Mas, pessoalmente, não achei nada irónico este pequeno relato. Na minha leitura Saramago recrimina-se severamente por não ter sido generoso com o primo. Culpa a rivalidade existente entre os primos pelo que sucedeu – mas reconhece que tirou a maçaroca numa atitude desenfreadamente egoista. O «peso» da maçaroca é muito grande porque tem a ver com uma culpa real que sente ... e que não pode reparar.

Comecei a pesar no número de «maçarocas» que existiram na minha infância e juventude: situações de ambição desenfreada em que colegas da escola, familiares e mesmo os meus pais sofreram por causa de ambições minhas que senti a necessidade de satisfazer à sua custa. Se eu quisesse reparar estas faltas não tinha nada a fazer. Não digo que uma «maçaroca» isolada nos precipite para o inferno: mas cada uma delas simboliza algo muito lamentável dentro do nosso espírito que bem queríamos erradicar –ou expiar – de alguma forma. Todo o nosso sentir, pensar e agir sofre do contágio fatal do pecado e o resultado justo é a nossa condenação eterna.

No meu caso, conheci desde a infância a doutrina bíblica que afirma que não podemos fazer nada para expiar nem as nossas más obras nem as «boas». Porque as que consideramos boas também ofendem o nosso Deus: as nossas «justiças», nas palavras de Isaías, são «trapos de imundícia».

A imagem do Juízo Final que Saramago apresenta, aprendido do catolicismo,é um em que, pelo menos em princípio, pode haver boas obras a compensar as más. Alguém poderia, supõe-se, ter boas suficientes para que o Juiz ficasse satisfeito.

Ensinaram-me que segundo a Bíblia, não é assim. Mesmo alguém que só tivesse obras que os homens consideram boas seria condenado.
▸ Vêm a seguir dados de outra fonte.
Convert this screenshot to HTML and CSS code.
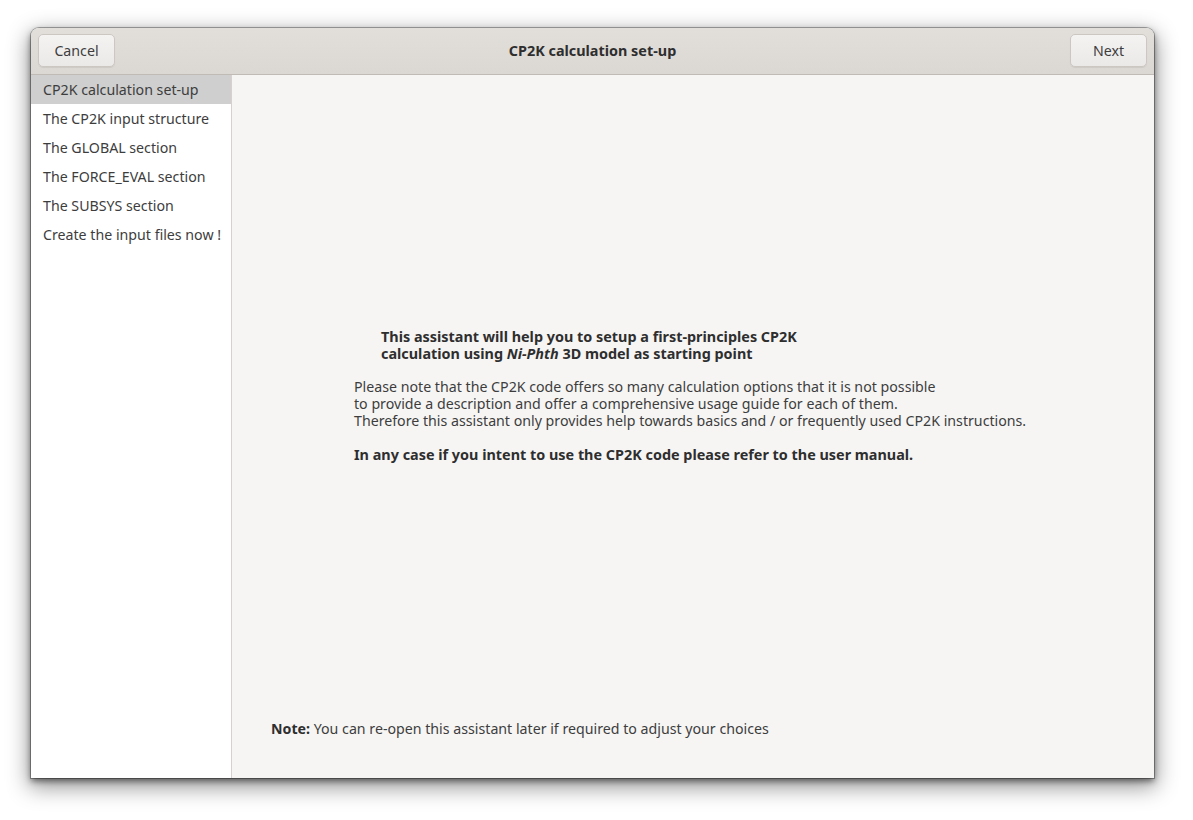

A nossa dificuldade é reconhecer que nenhuma obra nossa é aceitável perante o Juíz. Nas diversas religiões, como Emil Brunner observa, «o homem é poupado da humilhação final de saber que, em vez dele, o mediador é quem deve levar o castigo. A esse jugo ele não precisa submeter-se. Ele não é deixado totalmente nu». No cristianismo, em contrapartida, o homem tem que declarar que não pode salvar-se a si próprio.

O Evangelho anuncia que Cristo, o Único que não conheceu pecado, foi feito «pecado» por nós (isso é pagou a pena dos nossos pecados), para que nós fóssemos feitos justiça de Deus. Nas palavras de Cranfield, comentando Romanos 3:25, «Deus... teve o propósito de dirigir contra seu próprio ser, na pessoa do Seu Filho, o peso total dessa ira justa a qual eles mereciam».

Assim podemos nós, com todas as nossas «maçarocas» - e mesmo com as «boas obras» que, orgulhosamente, julgamos que Deus vai apreciar – ser declarados justos, como se nunca tivéssemos pecado, e perdoados.

Aprecio muito este momento de transparência no relato de Saramago. Acredito que a ideia do Juízo Final ainda tem peso para ele. Gostava que ele conhecesse Jesus de maneira a receber o perdão dos pecados (tanto das «maçarocas» como das coisas que parecem ser melhores!)da sua vida –como eu O vim a conhecer.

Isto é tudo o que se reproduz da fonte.